Sustainability is our Investment Strategy
For us, sustainability² is a strategic choice. It is a significant driver of alpha in our thesis. Our sustainability approach to origination and deal structuring derisks our investments materially. It enables us to build portfolios that are substantially uncorrelated from more traditional portfolios, including those with a sizeable exposure to private markets. Yes… you give up some liquidity (as is usual with private credit) but you gain an asset base that you cannot otherwise access and you are suitably compensated for the lower liquidity through the yield pickup. (The liquidity debate is – in any event – up for discussion as private markets grow rapidly.)
If you read the big (VERY BIG) plans set out by managers like Apollo for the next decade, you might wince at the thought of competing with them. I agree that it is not realistic to go head-to-head with their volume targets. However, they are opening up the private credit asset class to real scale and – for niche shops like SAIL – there is
certainly a long runway of capital if we get our investment strategy right. We prefer to stay out of the highly competitive mainstream areas of private credit – at least for now – and build on the specific approach of our strategy.
SAIL’s end-to-end investing provides a solution for asset owners seeking to ‘access’ investable sustainability in their portfolios today. The challenge that remains is deploying this strategy at scale.
Building SAIL’s Capacity
We are busy building our business to execute this vision of delivering impact at scale. One can easily get distracted at numerous points along this journey! This is most dangerous if one is receiving praise at your current stage of asset growth and you start believing that you are doing something quite impressive (“Wow! I really am quite something”, you can almost hear the internal dialogue!). It is why we consistently drill home the vision as a constant reminder to ourselves, keeping the energy moving towards it.
We are persistently reinvesting in the business to develop the tools and the talent we need to create scale. And our current anchor investor base and advisors are unparalleled support to that. We need the best investment talent: not only talent to compete competently with the large assets managers, but also talent with the ability to influence our borrower base. We need to motivate our borrowers to disrupt their sector and take on a sustainable growth trajectory. This includes a lot of heavy lifting and it is essential that they can envision the rainbow in the distance. At SAIL, we have learnt a lot about managing (and nurturing) talent and we keep pushing for it to be as exceptional as the coffee… Thankfully, our investment strategy gives us some ‘recruiting alpha’ as people – very talented people – are increasingly looking for more meaning in their work and wanting to be influential and useful in the world.
In addition, our experience shows that, to be successful, we need to own the relationship with the borrower and lead the structuring of the transaction. Thus we are investing heavily in building our origination capabilities, at our head office and stationed around the globe in key markets for us. Originators play a key role beyond just finding opportunities, and they are a borrower-centric pillar in the SAIL ‘deal team’ which runs the investment process. Originators work alongside sustainability and investment resources in a dedicated ‘deal team’ on every transaction, embedding significant capacity for DD but also defining with the borrower a sustainability value creation plan for their growth plans.
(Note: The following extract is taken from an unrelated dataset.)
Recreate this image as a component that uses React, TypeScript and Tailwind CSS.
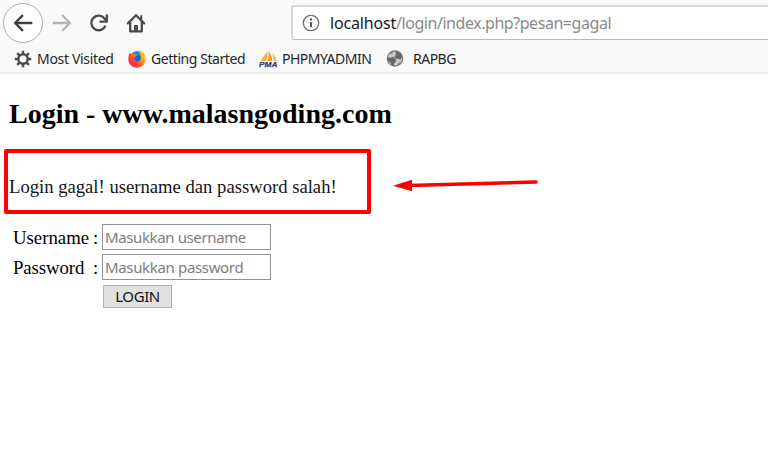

We do all this pre-investment engagement because, ultimately, we think the addressable market for this kind of sustainability-driven financing role – i.e. where you actually go into the asset and drive value alongside management and owners – is going to grow and will spread to multiple capital intensive industries. We want to lead that charge.
Focusing on SAIL’s Clients
Who is our client? Nowadays, this is not such a straightforward question.
My single biggest learning on this point took place in my early years in the asset management industry. I was working for a leading South African listed equities manager at the time and we had significantly outperformed the market in 2008-2009 during the Great Financial Crisis. I cannot remember the particulars, but we had done something like minus 4% whilst the market had done about minus 40%. The performance fees were good; our team was happy; new Porsches arrived in the garage beneath our plush offices; people had their chests puffed out. Then our CIO set up a meeting with the trustees of our largest investor: a mineworkers’ pension fund. These men and women quietly listened as we smugly told them how well we had outperformed the market. I remember the leading Trustee thanking us for the presentation, and then stating simply “I have a pension. Last year it was worth more and today it is worth less. You have lost money for me. Money that I don’t have to lose.” The room went silent. I will never forget that moment.
Years later, when I sat down in my little apartment in Toronto (it was 2012) and sketched out the vision of “Project SAIL”, I wrote that I want to manage the money of people like them; people who need their savings to be responsibly invested and who wish their children to experience the natural and social wonders a prosperous planet is able to provide. That felt like an honourable goal to have in an industry obsessed with chasing riches. That is the picture of the CLIENT that I still have and that we all have at SAIL. It could be a pensioner, a policyholder, a doctor or a miner, but the point is more that they are savers.
Concluding thoughts
So, in short, SAIL’s focus is to be trusted to invest and manage institutional client capital. We know t at in order to show that we are worthy stewards, we have to demonstrate excellence across our business – not just on an impact sheet or a performance sheet, but in terms of our operations and governance too. Transparency breeds integrity and having your attention will keep us honest to our goal. That is the first victory.
Thank you for your support.
Yours sincerely,
Johnny Brom
Founder and Chief Investment Officer
¹ I can personally testify to this as the former Dutch Prime Minister lives in my neighborhood and we have often cycled in to town or done our grocery shopping ‘together’ over the years.
² What others might call impact or ESG or E&S etc.